No tardaron en redactar una burda versión oficial, como era acostumbrado entonces, y como lo sería después, en la Transición, en la cual Antonio se había arrojado del coche que lo trasladaba a comisaría en marcha. José Matute Fernández era un fascista de la peor calaña, que había servido en el protectorado español de Marruecos, donde se había destacado por su crueldad con los detenidos, y además era un cobarde: en cuanto se iniciaron las investigaciones por la muerte de Antonio González huyó a Venezuela, para evitar ser juzgado. Aunque no tardó en regresar, un año después, cuando ya se daba por hecho la promulgación de la ley de punto final, la Ley de Amnistía, que en su artículo segundo amnistiaban delitos como los del inspector Matute: “Los delitos cometidos por los funcionarios y agentes del orden público contra el ejercicio de los derechos de las personas”. Finalmente fue procesado, pero el juicio no llegó a celebrarse, porque, como había calculado, le llegó la amnistía del 77 y se pudo reincorporar a su puesto de policía, con destino a la siniestra Dirección General de Seguridad de Madrid.
En el sumario de la causa se pudieron leer fragmentos tan duros como este, que describen el martirio de Antonio: “Estando con las muñecas a la espalda, fue repetidas veces golpeado por el Inspector, con la mano abierta, en el cuello, propinándole rodillazos en el estómago. Derribada la víctima en el suelo, se dejaba caer Matute, con sus rodillas sobre la caja torácica y boca del estómago, produciéndole múltiples lesiones contusivas de forma circular en región epigástrica e hipocondrio derecho, con hígado desgarrado y con hematoma en celda renal derecha”.
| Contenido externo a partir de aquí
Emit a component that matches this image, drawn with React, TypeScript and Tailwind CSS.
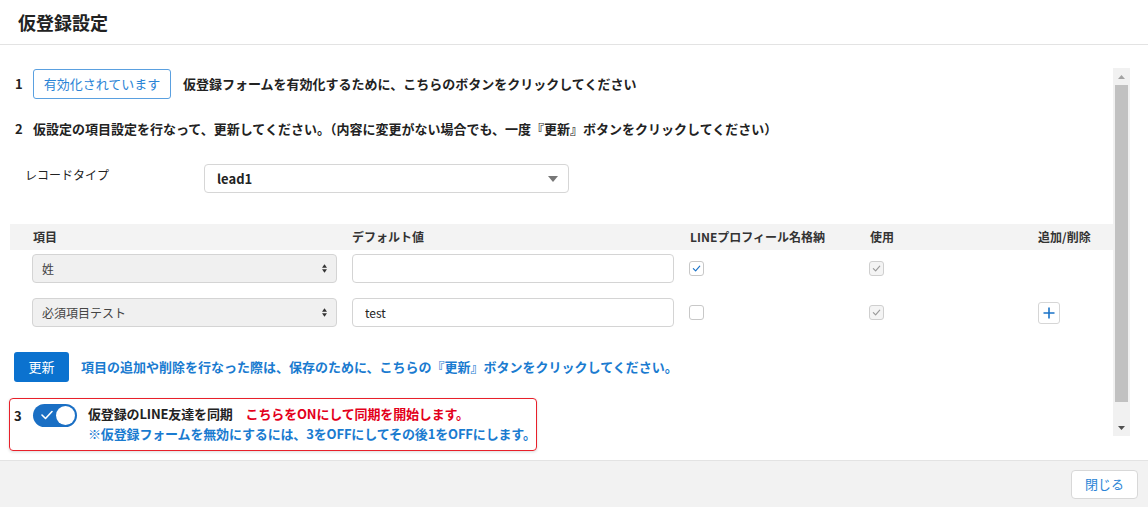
import React, { useState } from "react";

type FieldRow = {
  item: string;
  defaultValue: string;
  storeProfile: boolean;
  canAdd: boolean;
};

const rows: FieldRow[] = [
  { item: "姓", defaultValue: "", storeProfile: true, canAdd: false },
  { item: "必須項目テスト", defaultValue: "test", storeProfile: false, canAdd: true },
];

function Check({ checked, disabled }: { checked: boolean; disabled?: boolean }) {
  return (
    <span
      className={`flex h-[15px] w-[15px] items-center justify-center rounded-[3px] border ${
        disabled ? "border-[#cfcfcf] bg-[#f4f4f4]" : "border-[#c8c8c8] bg-white"
      }`}
    >
      {checked && (
        <svg width="9" height="9" viewBox="0 0 10 10" fill="none">
          <path
            d="M1.5 5.2 L4 7.6 L8.6 2.4"
            stroke={disabled ? "#9a9a9a" : "#1a73c8"}
            strokeWidth="1.3"
            strokeLinecap="round"
            strokeLinejoin="round"
          />
        </svg>
      )}
    </span>
  );
}

export default function App() {
  const [enabled, setEnabled] = useState(true);

  return (
    <div
      className="flex h-[507px] w-[1148px] flex-col bg-white text-[#222]"
      style={{ fontFamily: '"Noto Sans CJK JP", "Noto Sans", sans-serif' }}
    >
      <div className="flex h-[45px] shrink-0 items-center border-b border-[#e3e3e3] pl-[18px]">
        <h1 className="text-[18px] font-bold leading-none">仮登録設定</h1>
      </div>

      <div className="flex min-h-0 flex-1 pt-[23px]">
        <div className="flex w-[1113px] flex-col pl-[10px] pt-[1px] text-[13px]">
          <div className="flex h-[30px] items-center pl-[5px]">
            <span className="w-[18px] font-bold">1</span>
            <button className="h-[30px] w-[138px] rounded-[3px] border border-[#5aa0e0] text-[13px] text-[#2a84d6]">
              有効化されています
            </button>
            <span className="ml-[12px] font-bold">
              仮登録フォームを有効化するために、こちらのボタンをクリックしてください
            </span>
          </div>

          <div className="mt-[20px] flex h-[20px] items-center pl-[5px] font-bold">
            <span className="w-[18px]">2</span>
            <span>
              仮設定の項目設定を行なって、更新してください。（内容に変更がない場合でも、一度『更新』ボタンをクリックしてください）
            </span>
          </div>

          <div className="mt-[25px] flex h-[29px] items-start">
            <span className="w-[194px] pl-[15px] pt-[2px] text-[12px]">レコードタイプ</span>
            <div className="flex h-[29px] w-[365px] items-center justify-between rounded-[4px] border border-[#d6d6d6] pl-[12px] pr-[10px]">
              <span className="text-[13px] font-bold">lead1</span>
              <svg width="10" height="6" viewBox="0 0 10 6">
                <path d="M0 0 L10 0 L5 6 Z" fill="#777" />
              </svg>
            </div>
          </div>

          <div className="mt-[31px] grid h-[26px] grid-cols-[320px_337px_180px_169px_1fr] items-center bg-[#f3f3f3] pl-[22px] text-[12px] font-bold text-[#333]">
            <span className="pl-[1px]">項目</span>
            <span>デフォルト値</span>
            <span className="pl-[1px]">LINEプロフィール名格納</span>
            <span className="pl-[1px]">使用</span>
            <span>追加/削除</span>
          </div>

          <div className="flex flex-col gap-[15px] pt-[4px]">
            {rows.map((row) => (
              <div
                key={row.item}
                className="grid h-[29px] grid-cols-[320px_337px_180px_169px_1fr] items-center pl-[22px]"
              >
                <div className="flex h-[29px] w-[305px] items-center justify-between rounded-[4px] border border-[#d4d4d4] bg-[#f0f0f0] pl-[9px] pr-[9px] text-[12px] text-[#444]">
                  <span>{row.item}</span>
                  <svg width="5" height="9" viewBox="0 0 6 10">
                    <path d="M3 0 L6 4 L0 4 Z" fill="#333" />
                    <path d="M0 6 L6 6 L3 10 Z" fill="#333" />
                  </svg>
                </div>
                <input
                  defaultValue={row.defaultValue}
                  className="h-[29px] w-[322px] rounded-[4px] border border-[#d4d4d4] px-[12px] text-[12px] outline-none"
                />
                <Check checked={row.storeProfile} />
                <Check checked disabled />
                <div>
                  {row.canAdd && (
                    <button className="flex h-[22px] w-[22px] items-center justify-center rounded-[3px] border border-[#d6d6d6] bg-white">
                      <svg width="12" height="12" viewBox="0 0 12 12">
                        <path d="M6 0.5 V11.5 M0.5 6 H11.5" stroke="#1a73c8" strokeWidth="1.6" />
                      </svg>
                    </button>
                  )}
                </div>
              </div>
            ))}
          </div>

          <div className="mt-[25px] flex items-center pl-[4px]">
            <button className="h-[30px] w-[55px] rounded-[3px] bg-[#0b72cf] text-[13px] text-white">
              更新
            </button>
            <span className="ml-[12px] font-bold text-[#1a7bd0]">
              項目の追加や削除を行なった際は、保存のために、こちらの『更新』ボタンをクリックしてください。
            </span>
          </div>

          <div className="ml-[-1px] mt-[16px] flex h-[53px] w-[528px] items-start rounded-[4px] border border-[#e8202a] pl-[4px] pt-[5px] shadow-[0_1px_3px_rgba(0,0,0,0.15)]">
            <span className="mt-[2px] w-[19px] text-[13px] font-bold">3</span>
            <button
              onClick={() => setEnabled(!enabled)}
              className={`relative h-[23px] w-[44px] shrink-0 rounded-full ${enabled ? "bg-[#1a6fc4]" : "bg-[#ccc]"}`}
            >
              <svg className="absolute left-[8px] top-[6px]" width="12" height="10" viewBox="0 0 12 10" fill="none">
                <path d="M1 5 L4.5 8.5 L11 1.5" stroke="white" strokeWidth="1.6" strokeLinecap="round" strokeLinejoin="round" />
              </svg>
              <span className="absolute right-[2px] top-[2px] h-[19px] w-[19px] rounded-full bg-white" />
            </button>
            <div className="ml-[11px] flex flex-col whitespace-nowrap text-[13px] font-bold leading-[20px] tracking-[-0.15px]">
              <div className="flex">
                <span>仮登録のLINE友達を同期</span>
                <span className="ml-[13px] text-[#e3001b]">こちらをONにして同期を開始します。</span>
              </div>
              <span className="text-[#1a7bd0]">
                ※仮登録フォームを無効にするには、3をOFFにしてその後1をOFFにします。
              </span>
            </div>
          </div>
        </div>

        <div className="flex h-[368px] w-[17px] flex-col bg-[#f1f1f1]">
          <div className="flex h-[17px] items-center justify-center">
            <svg width="7" height="4" viewBox="0 0 7 4">
              <path d="M0 4 L3.5 0 L7 4 Z" fill="#a3a3a3" />
            </svg>
          </div>
          <div className="mx-[2px] h-[317px] bg-[#c1c1c1]" />
          <div className="flex flex-1 items-end justify-center pb-[6px]">
            <svg width="7" height="4" viewBox="0 0 7 4">
              <path d="M0 0 L7 0 L3.5 4 Z" fill="#505050" />
            </svg>
          </div>
        </div>
      </div>

      <div className="flex h-[47px] shrink-0 items-center justify-end border-t border-[#e3e3e3] bg-[#f2f2f2] pr-[10px]">
        <button className="h-[29px] w-[67px] rounded-[4px] border border-[#d8d8d8] bg-white text-[13px] text-[#2a84d6]">
          閉じる
        </button>
      </div>
    </div>
  );
}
Solo 40 días antes del asesinato del militante comunista, el inspector José Matute Fernández había torturado también al estudiante Julio Trujillo Ascanio, de 21 años, por lo que fue condenado a cinco meses de arresto, y al pago de 75.000 pesetas. También pasó por sus manos el diputado socialista Arcadio Díaz Tejera, que narró así su paso por la comisaría, cuando también contaba poco más de veinte años: “Me detuvieron y durante cinco días recibí dos sesiones diarias de palizas por parte de Matute, en el mismo lugar donde pocos días después moriría Antonio González Ramos. Me daba golpes por todos lados, a veces de frente y a veces por la espalda, cuando yo no tenía posibilidad de preverlo; me pedía información y, sobre todo, el nombre de compañeros.”